Welcome to Nottingham – a city that is once again daring to dream

What was going through Jose Mourinho’s mind, on that summer’s day in 1996, when he arrived in a city that knows a thing or two about football miracles?

He would have turned left out of Nottingham railway station and past the parade of shops where Terry Taylor, with a walrus moustache and an Aladdin’s cave of football memorabilia, used to run Programme World.

As Mourinho headed through the underpass into The Meadows, he might have been unaware he was entering an inner-city housing estate that had a formidable reputation in those days (even the Rottweilers, to borrow the old joke, went round in twos).

“I was curious about the city,” Mourinho explained in the foreword to I Believe in Miracles, the book telling the story of Nottingham Forest’s back-to-back European Cups in 1979 and 1980. “I had never been to Nottingham before, but I had grown up as a kid hearing all the stories of Robin Hood, the Sheriff of Nottingham and Sherwood Forest. And more than anything, I knew about Brian Clough and Nottingham Forest.”

Mourinho was 33, part of Bobby Robson’s backroom staff at Barcelona, when he arrived in the Midlands to find out about the city where Clough had worked his precious magic. It was long before Hurricane Jose blew into the Premier League. And that meant the future Special One, visiting England for Euro 96, could get the train from London to Nottingham without anyone giving him a second look.


The view across the Trent to the City Ground (Marc Atkins/Getty Images)

So he headed past the Poets Corner pub in the heart of the ‘Medders’ (if you know the Nottingham accent), past the launderette, through the shopping precinct and the tightly packed streets of unpretentious, 1970s Radburn design housing.

On the other side of the canal, he may have seen the floodlights of Meadow Lane, home of Notts County, where one of the stalwarts, Dave McVay, referred to Forest as “the evil slime”.

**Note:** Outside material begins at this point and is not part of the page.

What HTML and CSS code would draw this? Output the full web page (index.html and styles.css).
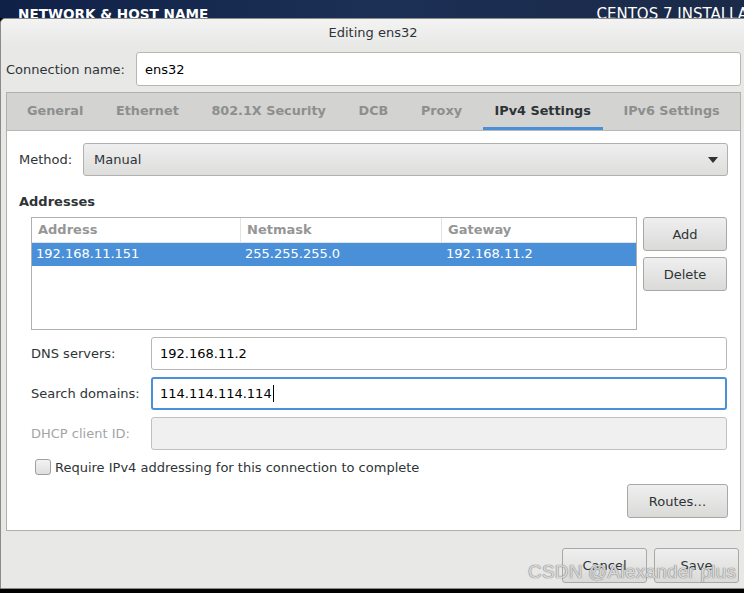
FILE: index.html
```html
<!DOCTYPE html>
<html>
<head>
<meta charset="utf-8">
<link rel="stylesheet" href="styles.css">
</head>
<body>
<div class="screen">
  <div class="banner">
    <span class="banner-left">NETWORK &amp; HOST NAME</span>
    <span class="banner-right">CENTOS 7 INSTALLA</span>
  </div>
  <div class="dialog">
    <div class="titlebar">Editing ens32</div>
    <div class="conn-row">
      <span class="conn-label">Connection name:</span>
      <div class="entry conn-entry">ens32</div>
    </div>
    <div class="notebook">
      <div class="tabs">
        <div class="tab">General</div>
        <div class="tab">Ethernet</div>
        <div class="tab">802.1X Security</div>
        <div class="tab">DCB</div>
        <div class="tab">Proxy</div>
        <div class="tab active">IPv4 Settings</div>
        <div class="tab">IPv6 Settings</div>
      </div>
      <div class="panel">
        <div class="method-row">
          <span class="method-label">Method:</span>
          <div class="combo">
            <span>Manual</span>
            <svg class="arrow" width="10" height="6" viewBox="0 0 10 6"><path d="M0 0 L10 0 L5 6 Z" fill="#2e3436"/></svg>
          </div>
        </div>
        <div class="section-title">Addresses</div>
        <div class="addr-area">
          <div class="table">
            <div class="thead">
              <div class="th c1">Address</div>
              <div class="th c2">Netmask</div>
              <div class="th c3">Gateway</div>
            </div>
            <div class="trow selected">
              <div class="td c1">192.168.11.151</div>
              <div class="td c2">255.255.255.0</div>
              <div class="td c3">192.168.11.2</div>
            </div>
          </div>
          <div class="side-buttons">
            <div class="btn side-btn">Add</div>
            <div class="btn side-btn">Delete</div>
          </div>
        </div>
        <div class="form">
          <div class="form-row">
            <span class="form-label">DNS servers:</span>
            <div class="entry form-entry">192.168.11.2</div>
          </div>
          <div class="form-row">
            <span class="form-label">Search domains:</span>
            <div class="entry form-entry focused">114.114.114.114<span class="caret"></span></div>
          </div>
          <div class="form-row">
            <span class="form-label disabled">DHCP client ID:</span>
            <div class="entry form-entry disabled-entry"></div>
          </div>
        </div>
        <div class="check-row">
          <span class="checkbox"></span>
          <span>Require IPv4 addressing for this connection to complete</span>
        </div>
        <div class="routes-row">
          <div class="btn routes-btn">Routes…</div>
        </div>
      </div>
    </div>
    <div class="action-row">
      <div class="btn action-btn">Cancel</div>
      <div class="btn action-btn">Save</div>
    </div>
  </div>
  <div class="watermark">CSDN @Alexander plus</div>
</div>
</body>
</html>
```
FILE: styles.css
```css
html, body {
  margin: 0;
  padding: 0;
  background: #000;
}
body {
  width: 744px;
  height: 593px;
  overflow: hidden;
  font-family: "DejaVu Sans", "Liberation Sans", sans-serif;
  font-size: 13px;
  color: #2e3436;
}
.screen {
  position: relative;
  width: 744px;
  height: 593px;
  overflow: hidden;
  background: #000;
}
.banner {
  height: 18px;
  background: linear-gradient(90deg, #0f2146 0%, #1c2f55 50%, #1a2a48 100%);
  display: flex;
  justify-content: space-between;
  align-items: flex-end;
  overflow: hidden;
  color: #fff;
}
.banner-left {
  font-weight: bold;
  font-size: 13.6px;
  line-height: 14px;
  margin-left: 18px;
  margin-bottom: -3px;
}
.banner-right {
  font-size: 15px;
  line-height: 14px;
  margin-right: -4px;
  margin-bottom: -3px;
}
.dialog {
  width: 752px;
  background: #e8e8e7;
  border: 1px solid #8b8b8a;
  border-top-left-radius: 5px;
  box-sizing: border-box;
  height: 571px;
  display: flex;
  flex-direction: column;
}
.titlebar {
  height: 28px;
  line-height: 27px;
  text-align: center;
  width: 744px;
  color: #2e3436;
  background: linear-gradient(#f3f3f3, #e8e8e7);
  border-top-left-radius: 5px;
}
.conn-row {
  display: flex;
  align-items: center;
  padding-left: 5px;
  margin-top: 5px;
  height: 34px;
}
.conn-label {
  width: 130px;
}
.entry {
  box-sizing: border-box;
  background: #fff;
  border: 1px solid #b6b6b3;
  border-radius: 3px;
  display: flex;
  align-items: center;
  padding-left: 8px;
  color: #000;
}
.conn-entry {
  width: 605px;
  height: 34px;
}
.notebook {
  margin-top: 6px;
  margin-left: 5px;
  width: 735px;
  height: 439px;
  box-sizing: border-box;
  border: 1px solid #b0b0ae;
  display: flex;
  flex-direction: column;
}
.tabs {
  height: 37px;
  background: #d3d3d2;
  border-bottom: 1px solid #b8b8b6;
  display: flex;
  padding-left: 8px;
  gap: 8.6px;
}
.tab {
  padding: 0 12px;
  font-weight: bold;
  font-size: 12.8px;
  color: #8d8f8d;
  line-height: 36px;
  box-sizing: border-box;
  height: 37px;
}
.tab.active {
  color: #2e3436;
  border-bottom: 3px solid #4a90d9;
}
.panel {
  flex: 1;
  background: #fff;
  padding: 12px 12px 0 12px;
}
.method-row {
  display: flex;
  align-items: center;
  height: 33px;
}
.method-label {
  width: 64px;
}
.combo {
  box-sizing: border-box;
  flex: 1;
  height: 33px;
  border: 1px solid #b0b0ae;
  border-radius: 3px;
  background: linear-gradient(#efefef, #dddddc);
  display: flex;
  align-items: center;
  justify-content: space-between;
  padding: 0 9px 0 10px;
}
.arrow {
  display: block;
}
.section-title {
  font-weight: bold;
  margin-top: 18px;
  height: 16px;
  line-height: 16px;
}
.addr-area {
  display: flex;
  margin-top: 7px;
  margin-left: 12px;
  gap: 6px;
}
.table {
  box-sizing: border-box;
  width: 606px;
  height: 113px;
  border: 1px solid #b0b0ae;
  background: #fff;
}
.thead, .trow {
  display: flex;
}
.thead {
  height: 25px;
  border-bottom: 1px solid #e3e3e3;
  box-sizing: border-box;
}
.th {
  color: #969696;
  font-weight: bold;
  line-height: 23px;
  padding-left: 6px;
  box-sizing: border-box;
}
.th.c1, .th.c2 {
  border-right: 1px solid #e3e3e3;
}
.c1 { width: 209px; }
.c2 { width: 201px; }
.c3 { flex: 1; }
.trow.selected {
  background: #4a90d9;
  color: #fff;
  height: 23px;
}
.td {
  line-height: 21px;
  padding-left: 4px;
  box-sizing: border-box;
}
.side-buttons {
  display: flex;
  flex-direction: column;
  gap: 6px;
}
.btn {
  box-sizing: border-box;
  border: 1px solid #a8a8a6;
  border-radius: 3px;
  background: linear-gradient(#efefef, #dadad9);
  display: flex;
  align-items: center;
  justify-content: center;
  color: #2e3436;
}
.side-btn {
  width: 84px;
  height: 34px;
}
.form {
  margin-top: 7px;
  margin-left: 12px;
  display: flex;
  flex-direction: column;
  gap: 7px;
}
.form-row {
  display: flex;
  align-items: center;
  height: 33px;
}
.form-label {
  width: 120px;
}
.form-label.disabled {
  color: #a4a4a4;
}
.form-entry {
  width: 576px;
  height: 33px;
}
.form-entry.focused {
  border: 2px solid #4a90d9;
  padding-left: 7px;
}
.caret {
  display: inline-block;
  width: 1px;
  height: 17px;
  background: #000;
  margin-left: 1px;
}
.disabled-entry {
  background: #f0f0f0;
  border-color: #c0c0be;
}
.check-row {
  display: flex;
  align-items: center;
  margin-top: 9px;
  margin-left: 16px;
  gap: 4px;
  height: 16px;
}
.checkbox {
  width: 14px;
  height: 14px;
  border: 1px solid #a0a0a0;
  border-radius: 3px;
  background: linear-gradient(#f3f3f3, #dedede);
}
.routes-row {
  display: flex;
  justify-content: flex-end;
  margin-top: 9px;
}
.routes-btn {
  width: 101px;
  height: 34px;
}
.action-row {
  display: flex;
  gap: 7px;
  margin-top: 17px;
  margin-left: 561px;
}
.action-btn {
  width: 85px;
  height: 35px;
}
.watermark {
  position: absolute;
  left: 528px;
  top: 561px;
  font-family: "Liberation Sans", sans-serif;
  font-size: 19px;
  color: rgba(235, 235, 235, 0.85);
  text-shadow: 0 0 1px #777, 0 0 1px #777;
  letter-spacing: 0.2px;
}
```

And then, completely unrecognised, Mourinho came out of the housing estate to cross Trent Bridge and take in the view of the stadium where Clough had transformed an unfashionable, unheralded side into the kings of Europe.

“Nobody knew me at the time, so it was OK,” explained Mourinho, with typical modesty. “It was a long time before I was thinking about winning European Cups myself. I walked all the way and when I saw the stadium I thought, ‘Are you kidding me? This club won the European Cup? Twice?’”


To answer your questions, Jose, the answer was yes on all fronts.

It is true that the City Ground is no San Siro or Camp Nou. The current capacity is just over 30,000 and, stepping back in time, the old Trent End terrace never had the dimensions of Liverpool’s Kop or Arsenal’s North Bank. The Trent End was more a sufferer of small-man syndrome: loud, full of itself, often aggressive.

The City Ground still has something special, though, especially when the volume is cranked up, the floodlights are on and the reflection shimmers off the River Trent. “The place oozes football soul,” said Steve Cooper, the former manager.

And here’s the thing: Nottingham, once again, is daring to dream. Nuno Espirito Santo’s team are the season’s surprise package, targeting Champions League qualification and happily ticking off all sorts of new adventures: their first win at Liverpool since 1969, their first at Manchester United since 1994, their first at Everton since 1999 and their first ‘double’ on Merseyside since 1898-99, when the steamboat Empress sailed down the Trent to mark the opening of the City Ground.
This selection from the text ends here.